3. Scrap ‘false comfort’ single-phrase judgements
Wilshaw told MPs the days of single-phrase judgments “are coming to an end” as they are “not giving parents an accurate picture of what’s happening in a school”.
Such judgments are “providing parents with false comfort of what’s happening in a school”, he claimed.
“Ofsted says nearly 90 per cent of schools are [at least] ‘good’ – that’s nonsense having seen some of the schools judged ‘good’ over the last few years, I would not say are good.”
He also said ‘good’ judgments allowed headteachers to “relax and not address the weaknesses that there are in that school”.
“So I think that one word judgment needs to go. It doesn’t reflect what is happening nationally.”
But committee chair, Robin Walker, a former schools minister, warned of a “risk” of a “one-word judgement by default” if intervention by the Department for Education prompted by inspection outcomes remained the same.
4. Consider need for ‘routine’ inspections
The amount of time Ofsted inspectors spend in schools has decreased in recent years, as the inspectorate’s budget has been cut.
Wilshaw said at “some stage” governments would have to look at whether every school needed to be inspected in a “routine way”.
“If we are going to go for high-quality inspection with high-quality inspectors who are paid well and represent both primary and secondary schools, I suspect we will not be able to afford that within the existing Ofsted budget unless we move away from routine inspection of every school.”
He said most ‘good’ schools, on a second inspection, “get a good judgment anyway”.
“There’s so much data out there, we could identify those schools that really need focus. Why not focus on those schools and those parts of the country that need more support.”

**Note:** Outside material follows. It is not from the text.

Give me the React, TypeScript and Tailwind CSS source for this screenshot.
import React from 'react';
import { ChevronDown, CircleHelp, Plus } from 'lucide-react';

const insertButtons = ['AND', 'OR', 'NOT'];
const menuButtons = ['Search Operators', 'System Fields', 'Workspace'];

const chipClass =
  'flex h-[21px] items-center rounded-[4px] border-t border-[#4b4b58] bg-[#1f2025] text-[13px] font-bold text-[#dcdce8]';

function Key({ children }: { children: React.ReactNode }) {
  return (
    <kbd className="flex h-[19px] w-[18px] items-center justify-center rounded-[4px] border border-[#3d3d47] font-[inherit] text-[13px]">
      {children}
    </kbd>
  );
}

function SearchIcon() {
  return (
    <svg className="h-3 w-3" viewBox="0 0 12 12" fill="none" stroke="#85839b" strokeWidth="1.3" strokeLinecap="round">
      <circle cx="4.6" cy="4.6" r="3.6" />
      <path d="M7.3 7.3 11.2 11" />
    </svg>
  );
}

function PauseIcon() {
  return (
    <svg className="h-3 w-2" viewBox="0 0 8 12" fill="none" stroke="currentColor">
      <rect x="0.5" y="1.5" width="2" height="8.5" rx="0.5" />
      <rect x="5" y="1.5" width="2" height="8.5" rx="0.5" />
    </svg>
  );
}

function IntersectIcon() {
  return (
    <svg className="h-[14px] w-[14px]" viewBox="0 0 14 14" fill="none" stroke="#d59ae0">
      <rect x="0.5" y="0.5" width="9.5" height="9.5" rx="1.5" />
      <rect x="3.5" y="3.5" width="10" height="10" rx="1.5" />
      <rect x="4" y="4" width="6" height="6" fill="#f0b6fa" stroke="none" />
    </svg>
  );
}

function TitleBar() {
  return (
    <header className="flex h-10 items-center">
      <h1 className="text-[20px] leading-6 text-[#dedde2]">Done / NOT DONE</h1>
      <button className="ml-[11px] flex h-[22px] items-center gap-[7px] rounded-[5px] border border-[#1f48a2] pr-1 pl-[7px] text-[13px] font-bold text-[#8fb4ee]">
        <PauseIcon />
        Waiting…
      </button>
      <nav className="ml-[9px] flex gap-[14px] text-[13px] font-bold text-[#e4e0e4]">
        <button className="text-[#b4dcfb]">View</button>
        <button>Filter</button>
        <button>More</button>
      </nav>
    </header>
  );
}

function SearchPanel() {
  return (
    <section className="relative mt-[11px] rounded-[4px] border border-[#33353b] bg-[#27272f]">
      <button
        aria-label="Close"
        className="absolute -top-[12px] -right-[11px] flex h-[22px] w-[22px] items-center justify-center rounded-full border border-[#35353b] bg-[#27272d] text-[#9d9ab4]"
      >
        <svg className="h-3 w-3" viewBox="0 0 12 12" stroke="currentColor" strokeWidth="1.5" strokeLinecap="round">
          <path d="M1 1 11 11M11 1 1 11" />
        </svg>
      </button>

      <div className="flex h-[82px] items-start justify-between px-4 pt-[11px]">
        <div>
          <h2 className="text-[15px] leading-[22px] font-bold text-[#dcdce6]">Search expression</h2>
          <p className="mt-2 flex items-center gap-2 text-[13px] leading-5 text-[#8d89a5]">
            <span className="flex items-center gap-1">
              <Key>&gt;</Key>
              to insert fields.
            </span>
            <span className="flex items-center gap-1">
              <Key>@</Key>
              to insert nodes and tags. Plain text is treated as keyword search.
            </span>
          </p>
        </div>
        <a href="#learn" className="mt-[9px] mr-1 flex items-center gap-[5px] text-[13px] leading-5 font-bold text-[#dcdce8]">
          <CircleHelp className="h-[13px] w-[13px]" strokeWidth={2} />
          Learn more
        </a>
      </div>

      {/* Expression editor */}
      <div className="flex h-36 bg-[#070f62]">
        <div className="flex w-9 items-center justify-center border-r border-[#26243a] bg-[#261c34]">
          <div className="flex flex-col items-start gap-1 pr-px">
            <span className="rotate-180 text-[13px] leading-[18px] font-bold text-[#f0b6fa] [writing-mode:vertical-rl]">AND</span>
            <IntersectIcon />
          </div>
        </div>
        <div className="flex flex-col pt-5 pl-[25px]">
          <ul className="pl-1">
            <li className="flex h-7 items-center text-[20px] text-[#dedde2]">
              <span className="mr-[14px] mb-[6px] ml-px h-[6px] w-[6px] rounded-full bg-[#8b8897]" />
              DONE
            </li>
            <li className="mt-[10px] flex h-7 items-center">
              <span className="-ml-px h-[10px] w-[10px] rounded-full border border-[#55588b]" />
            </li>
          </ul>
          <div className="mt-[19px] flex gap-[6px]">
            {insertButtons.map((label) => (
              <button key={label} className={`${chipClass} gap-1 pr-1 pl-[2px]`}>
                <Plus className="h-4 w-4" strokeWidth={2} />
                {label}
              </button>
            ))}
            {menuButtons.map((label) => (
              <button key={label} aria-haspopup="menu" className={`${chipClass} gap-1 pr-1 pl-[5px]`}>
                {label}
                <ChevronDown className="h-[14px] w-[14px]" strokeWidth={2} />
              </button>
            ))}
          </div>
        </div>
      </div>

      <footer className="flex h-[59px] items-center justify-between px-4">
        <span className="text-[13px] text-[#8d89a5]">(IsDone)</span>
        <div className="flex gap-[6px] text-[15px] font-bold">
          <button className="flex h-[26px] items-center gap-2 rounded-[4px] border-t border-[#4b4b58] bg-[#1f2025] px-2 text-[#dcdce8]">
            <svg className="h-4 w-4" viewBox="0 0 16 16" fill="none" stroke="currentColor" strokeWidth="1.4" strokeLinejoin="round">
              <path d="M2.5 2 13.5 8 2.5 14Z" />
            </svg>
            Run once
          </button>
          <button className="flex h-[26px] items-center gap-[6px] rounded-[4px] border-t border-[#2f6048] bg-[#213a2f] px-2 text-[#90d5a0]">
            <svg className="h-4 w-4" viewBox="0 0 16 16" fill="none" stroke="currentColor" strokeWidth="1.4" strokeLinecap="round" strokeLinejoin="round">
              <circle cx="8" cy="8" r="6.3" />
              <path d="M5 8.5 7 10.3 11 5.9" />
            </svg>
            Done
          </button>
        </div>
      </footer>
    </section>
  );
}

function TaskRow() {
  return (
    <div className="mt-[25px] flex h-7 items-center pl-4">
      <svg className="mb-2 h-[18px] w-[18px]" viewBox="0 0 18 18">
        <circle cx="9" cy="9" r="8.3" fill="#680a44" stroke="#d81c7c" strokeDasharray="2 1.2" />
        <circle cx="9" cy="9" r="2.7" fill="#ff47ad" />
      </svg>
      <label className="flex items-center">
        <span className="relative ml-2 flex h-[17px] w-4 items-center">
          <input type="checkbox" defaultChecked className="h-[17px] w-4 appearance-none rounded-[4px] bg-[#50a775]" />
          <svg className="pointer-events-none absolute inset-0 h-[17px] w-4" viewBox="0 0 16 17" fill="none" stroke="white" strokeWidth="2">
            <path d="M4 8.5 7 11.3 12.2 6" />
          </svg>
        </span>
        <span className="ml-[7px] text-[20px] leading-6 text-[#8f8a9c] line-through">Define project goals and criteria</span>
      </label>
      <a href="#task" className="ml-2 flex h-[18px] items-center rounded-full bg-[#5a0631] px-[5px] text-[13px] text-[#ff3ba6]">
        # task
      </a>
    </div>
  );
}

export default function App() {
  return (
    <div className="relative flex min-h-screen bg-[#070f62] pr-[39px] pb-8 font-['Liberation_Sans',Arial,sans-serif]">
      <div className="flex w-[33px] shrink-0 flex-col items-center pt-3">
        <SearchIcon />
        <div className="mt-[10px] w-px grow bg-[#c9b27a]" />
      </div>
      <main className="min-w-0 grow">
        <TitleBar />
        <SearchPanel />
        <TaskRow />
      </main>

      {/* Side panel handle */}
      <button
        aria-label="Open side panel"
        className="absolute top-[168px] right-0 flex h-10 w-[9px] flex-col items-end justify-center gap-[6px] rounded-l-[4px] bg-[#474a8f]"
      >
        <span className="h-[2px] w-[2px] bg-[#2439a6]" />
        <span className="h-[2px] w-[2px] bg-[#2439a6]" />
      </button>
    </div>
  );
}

He added that local authorities “should be empowered to call in Ofsted to look at particular schools that are not doing well in their area”.
5. Slim down ‘far too big’ Ofsted
Wilshaw said Ofsted’s remit was “far too big”. As well as schools, other inspectorate remits include further education, children’s social care and teacher training.
He said at “some stage it needs to be slimmed down,” adding: “If you don’t worry about them, one of them will go wrong and will come back to bite you.”
Wilshaw recalled a conversation he had with Sir Chris Woodhead, former chief inspector between 1994 to 2000.
He “said to me congratulations, you’re going to Ofsted but for goodness sake slim it down, make it focus on schools and standards in schools because if you get that right, society becomes better”.
6. ‘Mandatory’ parent meetings
Wilshaw urged the committee to consider recommending that Ofsted hold feedback meetings with parents, not just senior school staff, before a report is published.
He said parents would “come along if they know this is an important occasion and a judgment is being made on a school, not a one-word judgement, a judgment on all sorts of different criteria – they will come along, I’m absolutely sure of that”.
“A meeting before the report is actually published. I would make that mandatory on all schools that there is a parents meeting at which the senior inspector or HMI would then go over what the inspection found.”